I’m an ambitious girl. Yes, i’m dipped in cocktail.  Yes. I can be wild. Yes. There are also times when i’m quite ‘chill.’ But right now. i’ve kitty whipped myself with a wink. I’ve found my ‘ooh laa.’ Everything’s changed…and now…I’M READY.

Yayur!

You’re a product of your environment. I couldn’t say that enough. If you’re environment is shit. You’re in trouble. If your surrounded by things, people, a work life, OR a love life, that doesn’t give you a rush of ‘happy,’ or a simple niggle of excitement…Then you need to change it up. You’re in the WRONG place….Stay there until you’ve learnt a lesson. It’s like a life ‘naughty step.’ Yet once the lesson has firmly *squashed* itself into your heart and mind…Your soul. Pick yourself, grow 19 ft tall and

DO ONE…

The strong ones don’t get lost in the haze forever. They find a way out, to make their dreams come true. They’re the ones with the balls, the sense…the gusto. They’re the ones that don’t make excuses for themselves, yet instead see their own faults and commit to making a change.

Preach over!

Praise the wine Gods.

Right, okay. So, two of my chick friends. I like to refer to them as ‘vanilla’ (yes dull) because they’re really different to me, yet I’m cool ENOUGH with our differences… It’s not hard for me to put up with them. It’s not for me to actually put up with anything. I’m pretty laid back.

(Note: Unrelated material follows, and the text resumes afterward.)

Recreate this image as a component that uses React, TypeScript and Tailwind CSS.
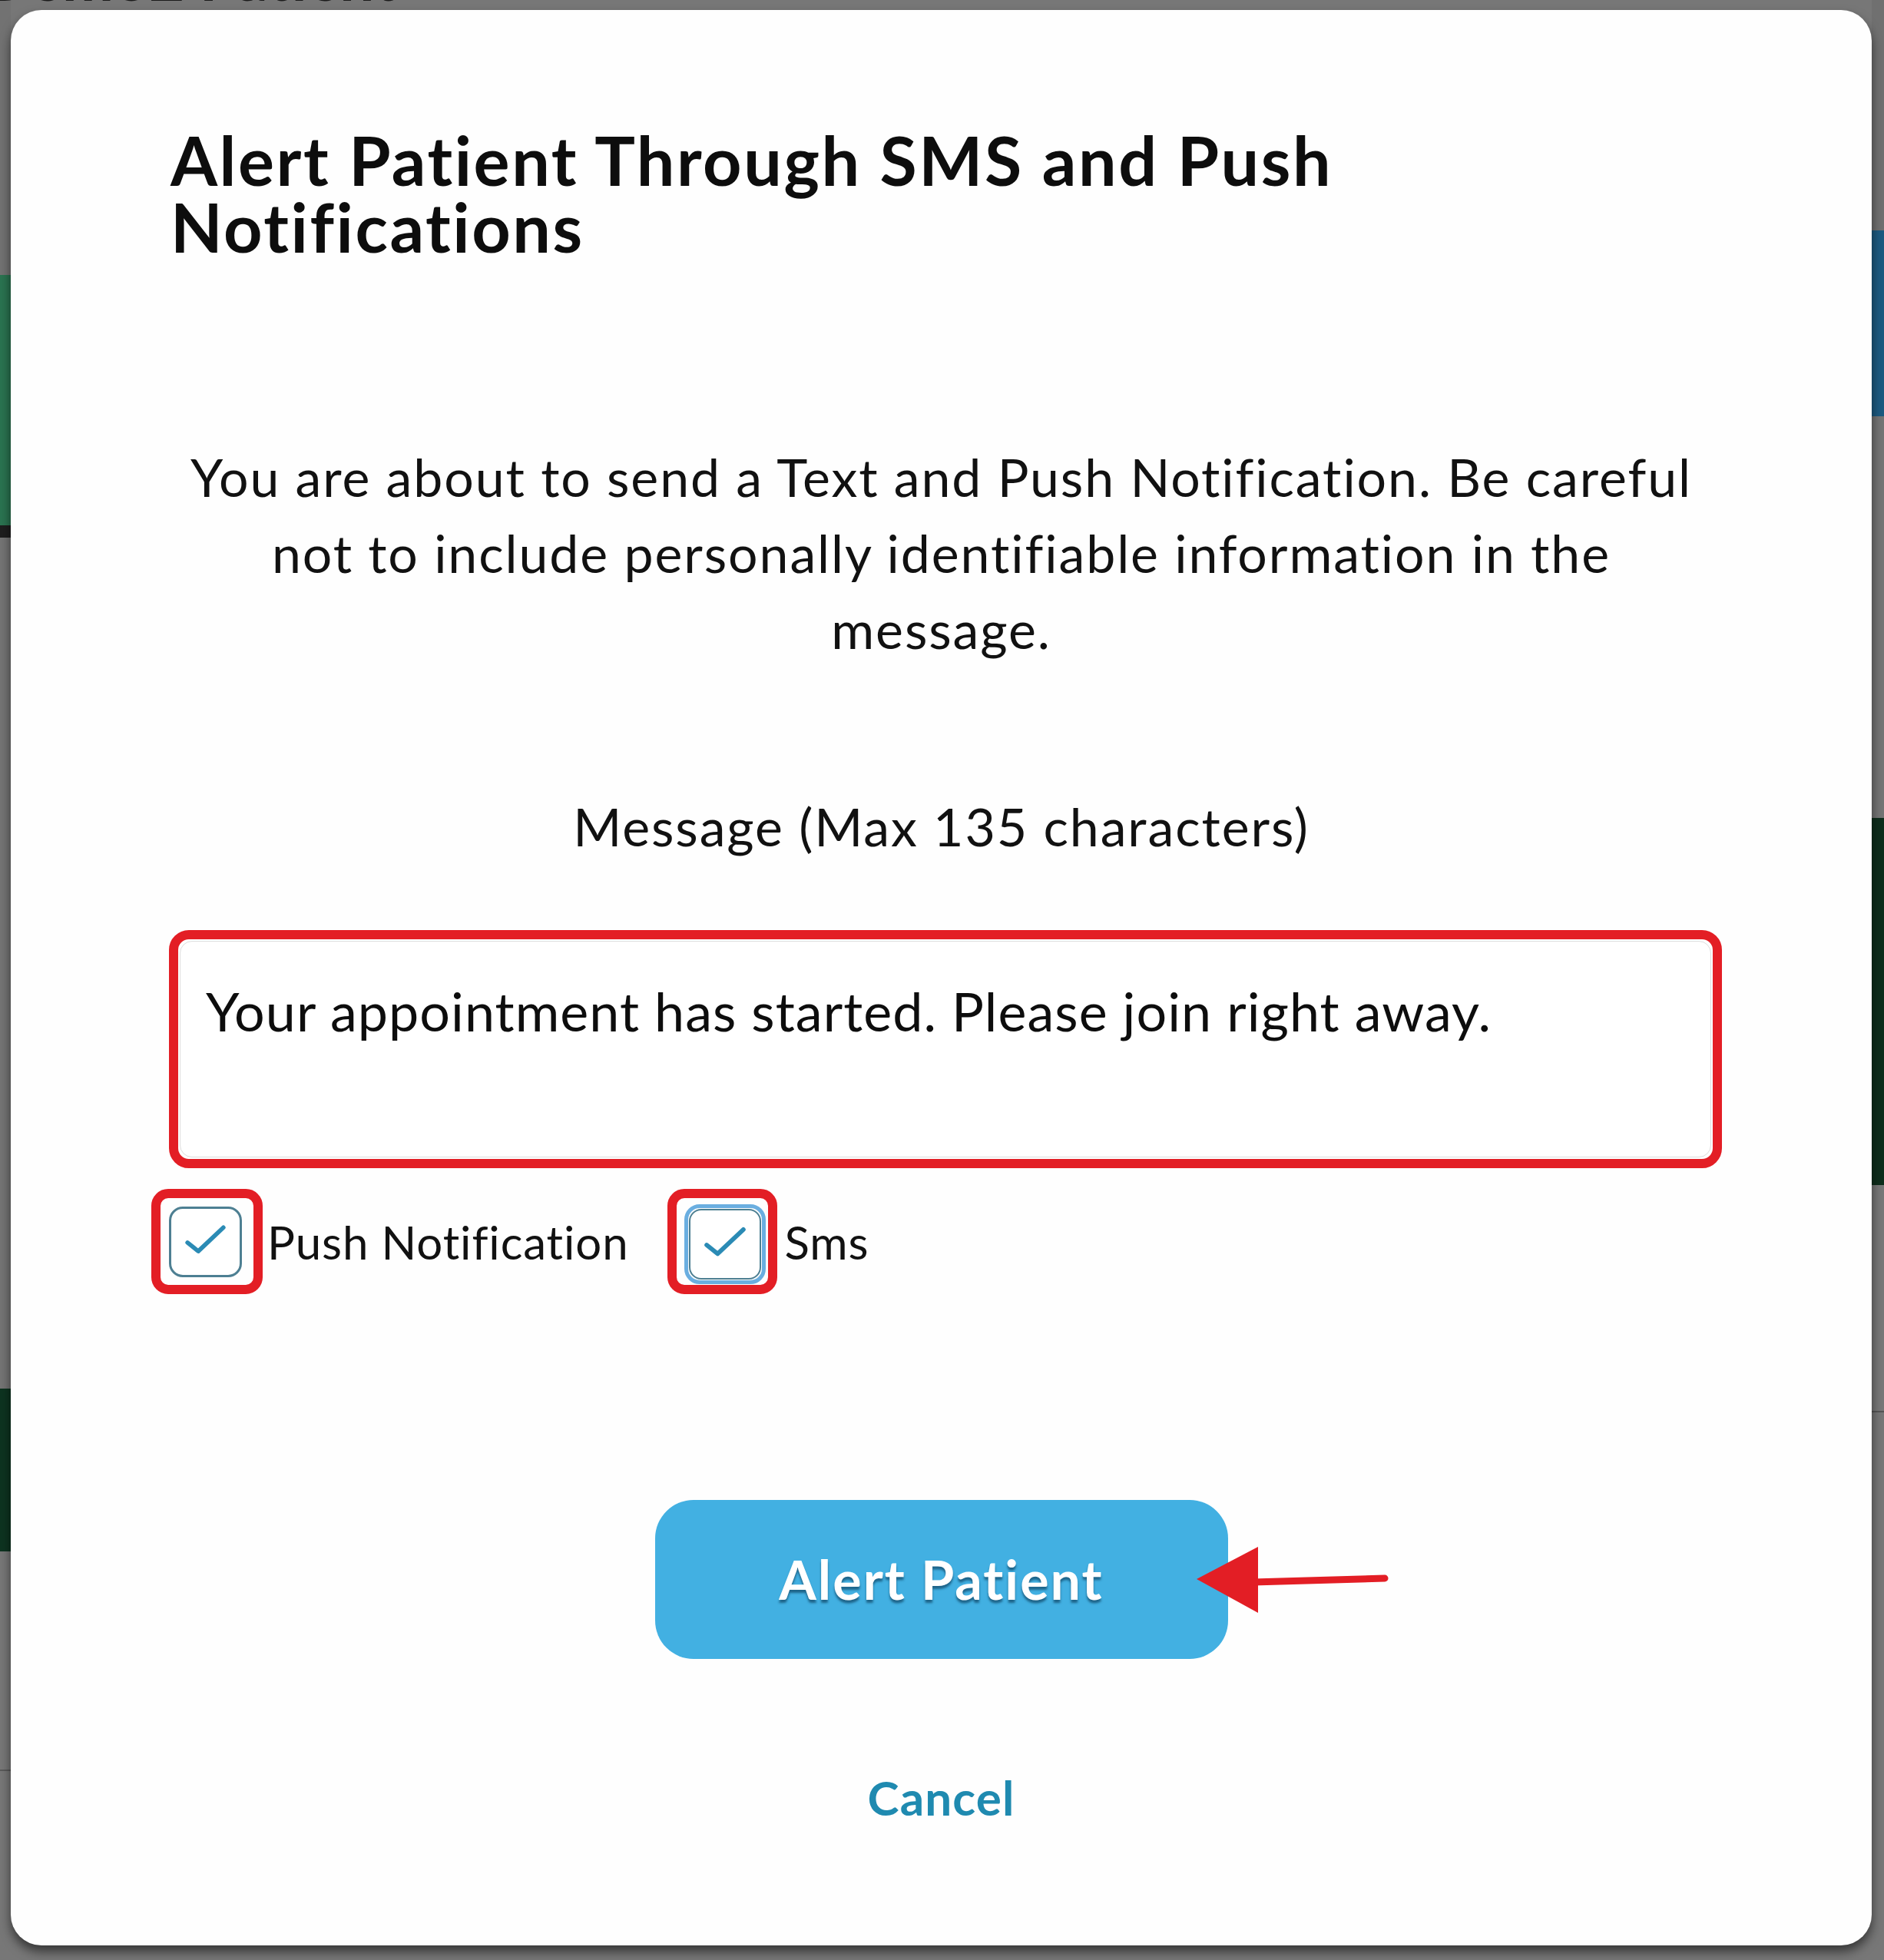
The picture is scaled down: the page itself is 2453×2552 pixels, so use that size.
import React from 'react';

const Check: React.FC = () => (
    <svg viewBox="0 0 94 92" className="w-full h-full">
        <path d="M22 47 L37 59 L72 26" fill="none" stroke="#2b8bb5" strokeWidth="6" strokeLinecap="round" strokeLinejoin="round" />
    </svg>
);

export default function App() {
    return (
        <div className="relative w-[2453px] h-[2552px] overflow-hidden bg-[#777777] font-['Lato','Noto_Sans',sans-serif] text-[#111111]">

            {/* PAGE BEHIND THE OVERLAY */}
            <div className="flex h-full justify-between">
                <div className="w-[14px] flex flex-col">
                    <div className="h-[358px] bg-[#727272]" />
                    <div className="h-[326px] bg-[#2a7350]" />
                    <div className="h-[16px] bg-[#1e1e1e]" />
                    <div className="h-[1108px] bg-[#747474]" />
                    <div className="h-[212px] bg-[#0d3320]" />
                    <div className="h-[284px] bg-[#777777]" />
                    <div className="h-[2px] bg-[#5a5a5a]" />
                </div>
                <div className="w-[16px] flex flex-col">
                    <div className="h-[300px] bg-[#707070]" />
                    <div className="h-[242px] bg-[#1c5a80]" />
                    <div className="h-[523px] bg-[#757575]" />
                    <div className="h-[478px] bg-[#0e2e1c]" />
                    <div className="h-[294px] bg-[#787878]" />
                    <div className="h-[2px] bg-[#555555]" />
                </div>
            </div>

            {/* PATIENT NAME PEEKING ABOVE THE MODAL */}
            <div className="absolute left-[-22px] top-[-70px] text-[80px] font-bold text-[#1a1a1a] leading-none">Demo2 Patient</div>

            {/* MODAL */}
            <div className="absolute left-[14px] top-[13px] w-[2423px] h-[2520px] bg-[#fefefe] rounded-[40px] shadow-[0_8px_14px_rgba(0,0,0,0.55)] flex flex-col items-center">

                <h1 className="self-stretch pl-[208px] pt-[152px] max-w-[1850px] text-[88px] leading-[87px] font-bold tracking-[0.029em] text-[#0d0d0d]">
                    Alert Patient Through SMS and Push Notifications
                </h1>

                <p className="mt-[232px] w-full px-[200px] text-center text-[68px] leading-[99px] tracking-[0.028em]">
                    You are about to send a Text and Push Notification. Be careful not to include personally identifiable information in the message.
                </p>

                <div className="mt-[158px] text-[68px] leading-[99px] tracking-[0.028em]">Message (Max 135 characters)</div>

                {/* MESSAGE BOX */}
                <div className="mt-[86px] self-start ml-[206px] w-[2022px] h-[310px] border-[12px] border-[#e31e25] rounded-[26px] p-[2px]">
                    <textarea
                        defaultValue="Your appointment has started. Please join right away."
                        className="w-full h-full resize-none outline-none border border-[#dddddd] rounded-[16px] pl-[33px] pt-[48px] text-[70px] leading-[84px] tracking-[0.015em] text-[#0d0d0d] bg-white"
                    />
                </div>

                {/* CHANNELS */}
                <div className="mt-[27px] self-start ml-[183px] flex items-center">
                    <div className="flex items-center gap-[6px]">
                        <div className="w-[145px] h-[137px] border-[12px] border-[#e31e25] rounded-[22px] pl-[11px] pt-[11px]">
                            <div className="w-[95px] h-[92px] border-[3px] border-[#4d7f92] rounded-[18px] bg-white">
                                <Check />
                            </div>
                        </div>
                        <span className="text-[60px] leading-none tracking-[0.015em]">Push Notification</span>
                    </div>
                    <div className="ml-[50px] flex items-center gap-[10px]">
                        <div className="w-[143px] h-[137px] border-[12px] border-[#e31e25] rounded-[22px] pl-[10px] pt-[8px]">
                            <div className="w-[106px] h-[104px] border-[5px] border-[#6aaee0] rounded-[20px] p-[1px]">
                                <div className="w-full h-full border-[2px] border-[#4d7f92] rounded-[16px] bg-white">
                                    <Check />
                                </div>
                            </div>
                        </div>
                        <span className="text-[60px] leading-none tracking-[0.015em]">Sms</span>
                    </div>
                </div>

                {/* ACTIONS */}
                <div className="relative mt-[268px]">
                    <button className="w-[746px] h-[207px] rounded-[50px] bg-[#42b0e2] text-white text-[70px] font-bold tracking-[0.029em] [text-shadow:0_4px_3px_rgba(10,60,90,0.65)]">
                        Alert Patient
                    </button>
                    <svg className="absolute left-[705px] top-[57px]" width="250" height="96" viewBox="0 0 250 96">
                        <polygon points="0,46 80,4 80,90" fill="#e31e25" />
                        <path d="M74 50 L245 45" stroke="#e31e25" strokeWidth="9" strokeLinecap="round" />
                    </svg>
                </div>

                <button className="mt-[134px] text-[62px] leading-[93px] font-bold tracking-[0.018em] text-[#1f8ab0]">Cancel</button>
            </div>
        </div>
    );
}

Yet, why do ‘Vanilla’ chicks try to change ‘Fun’ chicks? Lol. Fun chicks, just get on with being FUN. They don’t waste time trying to change and control ‘Vanilla’ chicks…because we think there’s no hope for them. Haha.

Anyway, I’m always rambling on about my love life. You lot are always rambling on about my love life. It’s a key feature of my world and simply because i’m single. I can’t seem to hold a marriage down… three times over. 🙂 I’m 37. I’m great at choosing badly…Yet i’m dashed with a lil’ sprinkle of popularity and blessed with a sexy disposition. 😉

Wahey! Tit soup for everyone!

Anyway…I know they’re boyfriends, really well. (Neither chick is married yet. But, as the fairytale hoes…Hoes? Hahaha…..GOES!!!! They can’t wait for THEIR moment down that somewhat ‘Vanilla’ isle. 🙂 )

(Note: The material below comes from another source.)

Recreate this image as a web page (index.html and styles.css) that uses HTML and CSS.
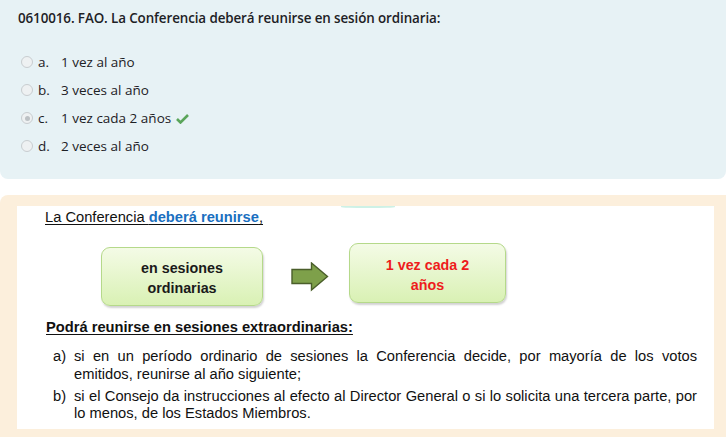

Chicks: ‘Why are you making fun of us for being kind?’

Me: ‘I’m not making fun of you for being kind. I’m making fun of you for being dumb…’

They’re boyfriends are always out on the lash, harmlessly flirting with ‘hottie p’totties’ and just having a good old, laddy time. They’re fun! So both of my ‘Vanilla’ chick friends, wanted to spice things up… in order to *peak* their boyfriends interest.

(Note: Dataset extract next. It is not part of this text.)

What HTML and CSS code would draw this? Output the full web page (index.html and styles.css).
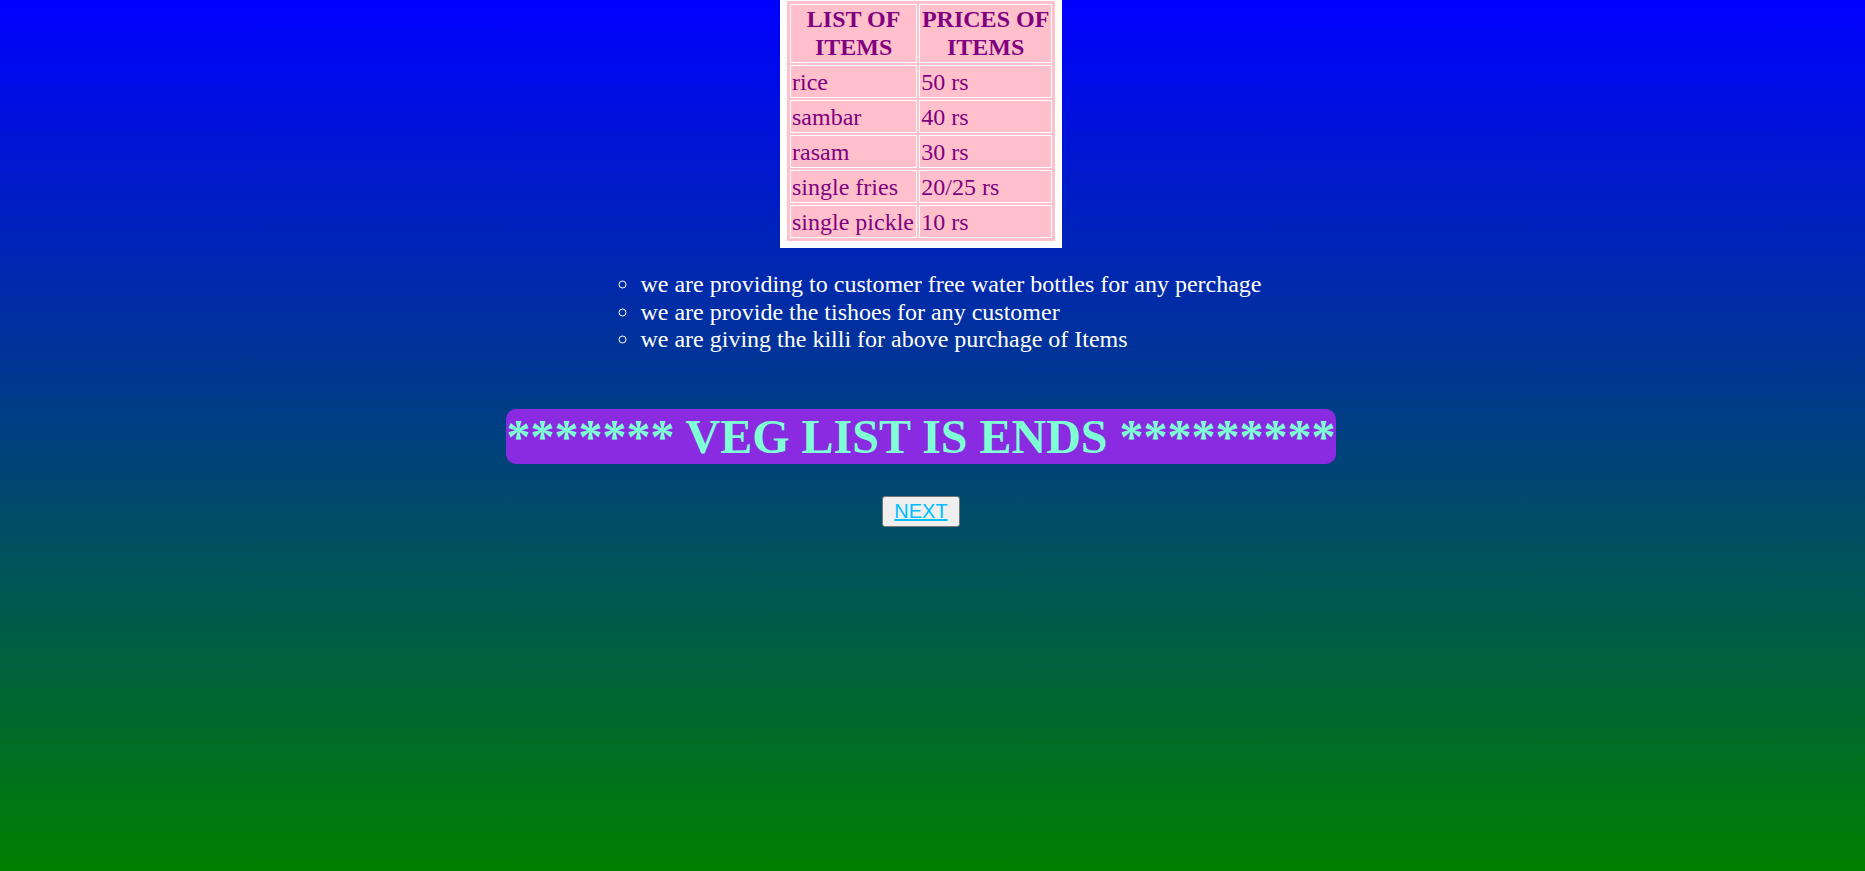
FILE: index.html
```html
<!DOCTYPE html>
<html lang="en">
<head>
<meta charset="utf-8">
<title>Veg List</title>
<link rel="stylesheet" href="styles.css">
</head>
<body>
<div class="page">
  <table class="price-table">
    <tr>
      <th>LIST OF<br>ITEMS</th>
      <th>PRICES OF<br>ITEMS</th>
    </tr>
    <tr><td>rice</td><td>50 rs</td></tr>
    <tr><td>sambar</td><td>40 rs</td></tr>
    <tr><td>rasam</td><td>30 rs</td></tr>
    <tr><td>single fries</td><td>20/25 rs</td></tr>
    <tr><td>single pickle</td><td>10 rs</td></tr>
  </table>

  <ul class="offers">
    <li>we are providing to customer free water bottles for any perchage</li>
    <li>we are provide the tishoes for any customer</li>
    <li>we are giving the killi for above purchage of Items</li>
  </ul>

  <h1 class="banner">******* VEG LIST IS ENDS *********</h1>

  <button class="next-btn" type="button"><a href="#">NEXT</a></button>
</div>
</body>
</html>
```

FILE: styles.css
```css
html, body {
  margin: 0;
  padding: 0;
  height: 100%;
}

body {
  background: linear-gradient(to bottom, #0000ff 0%, #008000 100%);
  font-family: "Liberation Serif", "Times New Roman", serif;
  overflow: hidden;
}

.page {
  width: 1842px;
  display: flex;
  flex-direction: column;
  align-items: center;
}

.price-table {
  width: 282px;
  margin-top: -6px;
  border: 7px solid #ffffff;
  padding: 1px;
  border-spacing: 2px;
  background: #ffc0cb;
  color: #800080;
  font-size: 24px;
}

.price-table th,
.price-table td {
  border: 1px solid #ffffff;
  padding: 1px;
}

.price-table th {
  font-weight: bold;
  text-align: center;
  line-height: 27.5px;
}

.price-table td {
  text-align: left;
  line-height: 29px;
  padding: 2px 1px 0;
  white-space: nowrap;
}

.offers {
  margin: 23px 0 24px 20px;
  padding-left: 40px;
  list-style: circle;
  color: #ffffff;
  font-size: 24px;
  line-height: 27.6px;
}

.banner {
  margin: 31px 0 32px;
  padding: 0;
  font-size: 48px;
  font-weight: bold;
  line-height: 55px;
  color: #7fffd4;
  background: #8a2be2;
  border-radius: 10px;
  white-space: nowrap;
}

.next-btn {
  margin: 0;
  padding: 3px 11px 3px;
  background: #efefef;
  border: 1px solid #767676;
  border-radius: 3px;
  font-family: "Liberation Sans", Arial, sans-serif;
  font-size: 20px;
  line-height: 23px;
}

.next-btn a {
  color: #00bfff;
  text-decoration: underline;
}
```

(NB/ Surely, they should be interested in you anyway…without you having to try.)

And because these particular chick friends of mine are dull…what the girls came up with, was ‘BAKING.’

EH?

Did the world take a turn and get drop kicked to a loony bin somewhere?

This isn’t a F****** Disney Movie!! This is real life. I mean, GOSH, a dude doesn’t get excited about sitting down and having a cheese scone with you! Even Cinderella knew that. She hired a flippin ‘Fairy’ to *whiz* her up a fancy dress, carriage and glass slippers…not a side of carrot cake!

‘Buns in the oven’ SCARE MEN. Hahaha. Like, do they need to GO BACK, to ‘Diva School‘ or something??

It’s beyond me…

So ofcourse I ranted about it on my Insta page, because obviously a guy, does not give a flying ‘hooterella’ about a BUN, as a means of fun!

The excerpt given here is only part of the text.